EXERCISE | Present the data once more in exactly its original form.

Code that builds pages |
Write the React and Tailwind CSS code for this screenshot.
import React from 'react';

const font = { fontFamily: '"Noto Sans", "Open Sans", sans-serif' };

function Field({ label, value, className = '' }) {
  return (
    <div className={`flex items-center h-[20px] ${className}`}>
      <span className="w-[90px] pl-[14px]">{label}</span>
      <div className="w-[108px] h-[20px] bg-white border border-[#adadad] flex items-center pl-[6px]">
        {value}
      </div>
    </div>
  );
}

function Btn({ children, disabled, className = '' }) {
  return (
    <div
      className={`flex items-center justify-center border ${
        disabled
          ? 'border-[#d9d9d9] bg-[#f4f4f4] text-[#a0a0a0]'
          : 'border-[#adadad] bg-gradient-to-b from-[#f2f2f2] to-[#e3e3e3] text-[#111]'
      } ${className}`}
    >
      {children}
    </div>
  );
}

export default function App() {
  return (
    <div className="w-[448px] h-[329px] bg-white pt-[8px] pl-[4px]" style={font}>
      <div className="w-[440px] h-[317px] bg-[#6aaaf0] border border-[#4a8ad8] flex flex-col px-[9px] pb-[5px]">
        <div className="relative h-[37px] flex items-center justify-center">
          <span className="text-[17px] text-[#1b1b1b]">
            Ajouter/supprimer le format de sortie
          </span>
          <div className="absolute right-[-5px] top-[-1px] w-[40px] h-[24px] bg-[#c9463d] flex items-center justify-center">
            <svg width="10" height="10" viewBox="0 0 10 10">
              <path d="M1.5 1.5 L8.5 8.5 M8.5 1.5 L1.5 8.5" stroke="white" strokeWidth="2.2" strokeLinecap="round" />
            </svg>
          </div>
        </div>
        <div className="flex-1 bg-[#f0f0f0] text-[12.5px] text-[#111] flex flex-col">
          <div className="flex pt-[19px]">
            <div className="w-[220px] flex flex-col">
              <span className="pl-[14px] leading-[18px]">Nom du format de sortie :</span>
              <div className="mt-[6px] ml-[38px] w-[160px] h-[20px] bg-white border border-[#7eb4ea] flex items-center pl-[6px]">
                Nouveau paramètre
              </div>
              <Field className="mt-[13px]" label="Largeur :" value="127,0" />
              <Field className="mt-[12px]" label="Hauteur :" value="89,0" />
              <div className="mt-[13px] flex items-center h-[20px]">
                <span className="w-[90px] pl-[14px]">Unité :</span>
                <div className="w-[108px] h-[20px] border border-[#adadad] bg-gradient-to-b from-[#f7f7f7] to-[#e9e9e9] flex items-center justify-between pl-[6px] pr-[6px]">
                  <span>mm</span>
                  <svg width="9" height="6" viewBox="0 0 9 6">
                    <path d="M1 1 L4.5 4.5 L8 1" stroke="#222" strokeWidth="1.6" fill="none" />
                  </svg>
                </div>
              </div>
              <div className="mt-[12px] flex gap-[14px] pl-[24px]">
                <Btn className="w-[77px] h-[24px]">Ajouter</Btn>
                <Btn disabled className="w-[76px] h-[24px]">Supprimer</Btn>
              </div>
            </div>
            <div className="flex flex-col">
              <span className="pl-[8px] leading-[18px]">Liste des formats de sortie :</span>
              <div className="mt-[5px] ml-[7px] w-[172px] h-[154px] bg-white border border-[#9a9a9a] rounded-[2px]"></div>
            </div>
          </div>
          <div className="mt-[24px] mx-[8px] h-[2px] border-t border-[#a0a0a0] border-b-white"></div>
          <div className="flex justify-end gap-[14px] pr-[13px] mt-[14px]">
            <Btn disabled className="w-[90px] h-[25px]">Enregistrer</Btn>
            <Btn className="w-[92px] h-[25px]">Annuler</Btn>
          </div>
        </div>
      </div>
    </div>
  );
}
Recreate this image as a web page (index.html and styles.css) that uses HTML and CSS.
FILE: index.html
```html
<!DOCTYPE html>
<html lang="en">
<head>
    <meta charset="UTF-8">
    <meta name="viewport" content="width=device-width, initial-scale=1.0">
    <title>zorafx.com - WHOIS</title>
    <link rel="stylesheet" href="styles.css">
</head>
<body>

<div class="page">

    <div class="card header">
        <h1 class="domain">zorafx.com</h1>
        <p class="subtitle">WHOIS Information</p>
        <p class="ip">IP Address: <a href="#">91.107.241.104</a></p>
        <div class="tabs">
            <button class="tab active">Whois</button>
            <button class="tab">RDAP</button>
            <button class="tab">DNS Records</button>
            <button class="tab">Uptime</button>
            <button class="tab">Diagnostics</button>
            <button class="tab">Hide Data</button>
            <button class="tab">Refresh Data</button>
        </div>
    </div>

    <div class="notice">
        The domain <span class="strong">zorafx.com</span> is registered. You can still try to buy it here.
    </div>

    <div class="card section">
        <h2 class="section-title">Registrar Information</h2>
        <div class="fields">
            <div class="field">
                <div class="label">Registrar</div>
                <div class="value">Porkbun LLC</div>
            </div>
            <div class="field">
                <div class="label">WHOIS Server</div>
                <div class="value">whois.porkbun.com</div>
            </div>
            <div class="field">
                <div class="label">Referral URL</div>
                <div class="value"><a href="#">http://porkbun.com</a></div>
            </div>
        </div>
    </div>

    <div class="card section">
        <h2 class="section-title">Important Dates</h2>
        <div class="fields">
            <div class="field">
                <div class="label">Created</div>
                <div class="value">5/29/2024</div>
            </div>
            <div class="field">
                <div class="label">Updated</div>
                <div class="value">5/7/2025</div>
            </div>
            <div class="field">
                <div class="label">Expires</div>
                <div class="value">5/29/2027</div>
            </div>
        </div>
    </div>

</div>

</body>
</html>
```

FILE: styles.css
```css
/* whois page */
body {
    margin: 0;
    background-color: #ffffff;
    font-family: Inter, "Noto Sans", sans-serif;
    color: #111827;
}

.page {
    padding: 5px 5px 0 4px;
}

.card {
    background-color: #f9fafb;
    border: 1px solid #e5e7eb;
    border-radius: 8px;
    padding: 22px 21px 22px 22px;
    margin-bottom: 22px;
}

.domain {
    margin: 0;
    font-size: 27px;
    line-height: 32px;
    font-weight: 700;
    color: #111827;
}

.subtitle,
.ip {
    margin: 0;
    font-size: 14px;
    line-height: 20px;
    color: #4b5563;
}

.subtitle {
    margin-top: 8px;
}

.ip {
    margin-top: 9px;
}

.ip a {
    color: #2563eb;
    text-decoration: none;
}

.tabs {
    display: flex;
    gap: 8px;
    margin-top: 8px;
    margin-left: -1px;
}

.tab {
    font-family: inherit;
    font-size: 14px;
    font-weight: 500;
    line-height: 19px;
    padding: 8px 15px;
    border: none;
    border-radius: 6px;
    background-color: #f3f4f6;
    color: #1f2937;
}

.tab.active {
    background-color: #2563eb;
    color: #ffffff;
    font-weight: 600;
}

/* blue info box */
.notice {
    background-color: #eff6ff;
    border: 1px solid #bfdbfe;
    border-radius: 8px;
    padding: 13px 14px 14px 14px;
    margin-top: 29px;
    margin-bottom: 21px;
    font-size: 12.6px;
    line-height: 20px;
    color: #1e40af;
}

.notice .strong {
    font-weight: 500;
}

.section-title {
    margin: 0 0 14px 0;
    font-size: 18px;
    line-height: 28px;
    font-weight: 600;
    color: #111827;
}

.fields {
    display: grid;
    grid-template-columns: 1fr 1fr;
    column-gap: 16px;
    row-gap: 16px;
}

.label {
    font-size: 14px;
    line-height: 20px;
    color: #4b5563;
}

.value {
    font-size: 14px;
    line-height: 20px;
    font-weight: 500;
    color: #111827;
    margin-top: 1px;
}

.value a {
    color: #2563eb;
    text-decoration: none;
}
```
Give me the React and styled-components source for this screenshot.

OUTPUT |
Write the React and Tailwind CSS code for this screenshot.
import React from 'react';

const font = { fontFamily: '"Noto Sans", "Open Sans", sans-serif' };

function Field({ label, value, className = '' }) {
  return (
    <div className={`flex items-center h-[20px] ${className}`}>
      <span className="w-[90px] pl-[14px]">{label}</span>
      <div className="w-[108px] h-[20px] bg-white border border-[#adadad] flex items-center pl-[6px]">
        {value}
      </div>
    </div>
  );
}

function Btn({ children, disabled, className = '' }) {
  return (
    <div
      className={`flex items-center justify-center border ${
        disabled
          ? 'border-[#d9d9d9] bg-[#f4f4f4] text-[#a0a0a0]'
          : 'border-[#adadad] bg-gradient-to-b from-[#f2f2f2] to-[#e3e3e3] text-[#111]'
      } ${className}`}
    >
      {children}
    </div>
  );
}

export default function App() {
  return (
    <div className="w-[448px] h-[329px] bg-white pt-[8px] pl-[4px]" style={font}>
      <div className="w-[440px] h-[317px] bg-[#6aaaf0] border border-[#4a8ad8] flex flex-col px-[9px] pb-[5px]">
        <div className="relative h-[37px] flex items-center justify-center">
          <span className="text-[17px] text-[#1b1b1b]">
            Ajouter/supprimer le format de sortie
          </span>
          <div className="absolute right-[-5px] top-[-1px] w-[40px] h-[24px] bg-[#c9463d] flex items-center justify-center">
            <svg width="10" height="10" viewBox="0 0 10 10">
              <path d="M1.5 1.5 L8.5 8.5 M8.5 1.5 L1.5 8.5" stroke="white" strokeWidth="2.2" strokeLinecap="round" />
            </svg>
          </div>
        </div>
        <div className="flex-1 bg-[#f0f0f0] text-[12.5px] text-[#111] flex flex-col">
          <div className="flex pt-[19px]">
            <div className="w-[220px] flex flex-col">
              <span className="pl-[14px] leading-[18px]">Nom du format de sortie :</span>
              <div className="mt-[6px] ml-[38px] w-[160px] h-[20px] bg-white border border-[#7eb4ea] flex items-center pl-[6px]">
                Nouveau paramètre
              </div>
              <Field className="mt-[13px]" label="Largeur :" value="127,0" />
              <Field className="mt-[12px]" label="Hauteur :" value="89,0" />
              <div className="mt-[13px] flex items-center h-[20px]">
                <span className="w-[90px] pl-[14px]">Unité :</span>
                <div className="w-[108px] h-[20px] border border-[#adadad] bg-gradient-to-b from-[#f7f7f7] to-[#e9e9e9] flex items-center justify-between pl-[6px] pr-[6px]">
                  <span>mm</span>
                  <svg width="9" height="6" viewBox="0 0 9 6">
                    <path d="M1 1 L4.5 4.5 L8 1" stroke="#222" strokeWidth="1.6" fill="none" />
                  </svg>
                </div>
              </div>
              <div className="mt-[12px] flex gap-[14px] pl-[24px]">
                <Btn className="w-[77px] h-[24px]">Ajouter</Btn>
                <Btn disabled className="w-[76px] h-[24px]">Supprimer</Btn>
              </div>
            </div>
            <div className="flex flex-col">
              <span className="pl-[8px] leading-[18px]">Liste des formats de sortie :</span>
              <div className="mt-[5px] ml-[7px] w-[172px] h-[154px] bg-white border border-[#9a9a9a] rounded-[2px]"></div>
            </div>
          </div>
          <div className="mt-[24px] mx-[8px] h-[2px] border-t border-[#a0a0a0] border-b-white"></div>
          <div className="flex justify-end gap-[14px] pr-[13px] mt-[14px]">
            <Btn disabled className="w-[90px] h-[25px]">Enregistrer</Btn>
            <Btn className="w-[92px] h-[25px]">Annuler</Btn>
          </div>
        </div>
      </div>
    </div>
  );
}
Recreate this image as a web page (index.html and styles.css) that uses HTML and CSS.
FILE: index.html
```html
<!DOCTYPE html>
<html lang="en">
<head>
    <meta charset="UTF-8">
    <meta name="viewport" content="width=device-width, initial-scale=1.0">
    <title>zorafx.com - WHOIS</title>
    <link rel="stylesheet" href="styles.css">
</head>
<body>

<div class="page">

    <div class="card header">
        <h1 class="domain">zorafx.com</h1>
        <p class="subtitle">WHOIS Information</p>
        <p class="ip">IP Address: <a href="#">91.107.241.104</a></p>
        <div class="tabs">
            <button class="tab active">Whois</button>
            <button class="tab">RDAP</button>
            <button class="tab">DNS Records</button>
            <button class="tab">Uptime</button>
            <button class="tab">Diagnostics</button>
            <button class="tab">Hide Data</button>
            <button class="tab">Refresh Data</button>
        </div>
    </div>

    <div class="notice">
        The domain <span class="strong">zorafx.com</span> is registered. You can still try to buy it here.
    </div>

    <div class="card section">
        <h2 class="section-title">Registrar Information</h2>
        <div class="fields">
            <div class="field">
                <div class="label">Registrar</div>
                <div class="value">Porkbun LLC</div>
            </div>
            <div class="field">
                <div class="label">WHOIS Server</div>
                <div class="value">whois.porkbun.com</div>
            </div>
            <div class="field">
                <div class="label">Referral URL</div>
                <div class="value"><a href="#">http://porkbun.com</a></div>
            </div>
        </div>
    </div>

    <div class="card section">
        <h2 class="section-title">Important Dates</h2>
        <div class="fields">
            <div class="field">
                <div class="label">Created</div>
                <div class="value">5/29/2024</div>
            </div>
            <div class="field">
                <div class="label">Updated</div>
                <div class="value">5/7/2025</div>
            </div>
            <div class="field">
                <div class="label">Expires</div>
                <div class="value">5/29/2027</div>
            </div>
        </div>
    </div>

</div>

</body>
</html>
```

FILE: styles.css
```css
/* whois page */
body {
    margin: 0;
    background-color: #ffffff;
    font-family: Inter, "Noto Sans", sans-serif;
    color: #111827;
}

.page {
    padding: 5px 5px 0 4px;
}

.card {
    background-color: #f9fafb;
    border: 1px solid #e5e7eb;
    border-radius: 8px;
    padding: 22px 21px 22px 22px;
    margin-bottom: 22px;
}

.domain {
    margin: 0;
    font-size: 27px;
    line-height: 32px;
    font-weight: 700;
    color: #111827;
}

.subtitle,
.ip {
    margin: 0;
    font-size: 14px;
    line-height: 20px;
    color: #4b5563;
}

.subtitle {
    margin-top: 8px;
}

.ip {
    margin-top: 9px;
}

.ip a {
    color: #2563eb;
    text-decoration: none;
}

.tabs {
    display: flex;
    gap: 8px;
    margin-top: 8px;
    margin-left: -1px;
}

.tab {
    font-family: inherit;
    font-size: 14px;
    font-weight: 500;
    line-height: 19px;
    padding: 8px 15px;
    border: none;
    border-radius: 6px;
    background-color: #f3f4f6;
    color: #1f2937;
}

.tab.active {
    background-color: #2563eb;
    color: #ffffff;
    font-weight: 600;
}

/* blue info box */
.notice {
    background-color: #eff6ff;
    border: 1px solid #bfdbfe;
    border-radius: 8px;
    padding: 13px 14px 14px 14px;
    margin-top: 29px;
    margin-bottom: 21px;
    font-size: 12.6px;
    line-height: 20px;
    color: #1e40af;
}

.notice .strong {
    font-weight: 500;
}

.section-title {
    margin: 0 0 14px 0;
    font-size: 18px;
    line-height: 28px;
    font-weight: 600;
    color: #111827;
}

.fields {
    display: grid;
    grid-template-columns: 1fr 1fr;
    column-gap: 16px;
    row-gap: 16px;
}

.label {
    font-size: 14px;
    line-height: 20px;
    color: #4b5563;
}

.value {
    font-size: 14px;
    line-height: 20px;
    font-weight: 500;
    color: #111827;
    margin-top: 1px;
}

.value a {
    color: #2563eb;
    text-decoration: none;
}
```
Give me the React and styled-components source for this screenshot.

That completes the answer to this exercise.